La sauce présente non seulement des désagréments et des dangers pour la population, mais elle menace gravement la mer et l’écosystème de la région. L’usine en décrépitude étant à quelques mètres seulement de la mer, le risque de contamination est grand.
Radio-Canada rapporte que le maire de St Mary’s a longtemps demandé les ressources nécessaires pour faire décontaminer le site. Le 20 janvier 2023, une rencontre du conseil municipal à ce sujet, couverte par CBC News, rassemblait 20 % de la population. Pour un village de cette taille, cela démontre la gravité de la situation. Ce n’est que récemment que le premier ministre de Terre-Neuve a commencé à s’intéresser au problème. Le ministère de l’Environnement et des changements climatiques a confirmé au journal Le Collectif que leurs spécialistes sont en contact avec la municipalité afin d’évaluer les avenues possibles.
Qu’est-ce que ça veut dire, au Québec ?
Tout cela est inquiétant pour toutes les personnes préoccupées par l’environnement. Elle montre que les municipalités jouent un rôle de première ligne dans la protection de l’environnement. Une question se pose. Est-ce que les municipalités ont les ressources nécessaires pour préserver l’environnement et lutter aux changements climatiques ?

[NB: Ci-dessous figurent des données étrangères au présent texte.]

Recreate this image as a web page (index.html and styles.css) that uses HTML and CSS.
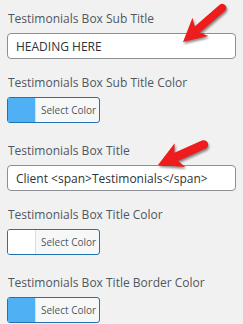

Le problème se pose moins au Québec où des initiatives sont prises afin que les ressources des municipalités s’arriment à leurs besoins environnementaux. Le président de l’Union des municipalités du Québec (UMQ) a récemment souligné l’important rôle des villes dans ce secteur et le caractère limité de leurs ressources. Il l’a déclaré dans le cadre d’une consultation particulière sur la Stratégie gouvernementale de développement durable 2023-2028 du Québec. Cette consultation tenue du 31 janvier au 7 février 2023 abordait notamment la nécessité des appuis financiers du provincial aux villes lorsqu’il est question de protection des espaces naturels.
L’application de ces recommandations pourrait être décisive. Une municipalité du Québec pourrait se retrouver avec sa propre usine de sauce poisson abandonnée — ou tout autre enjeu environnemental d’importance.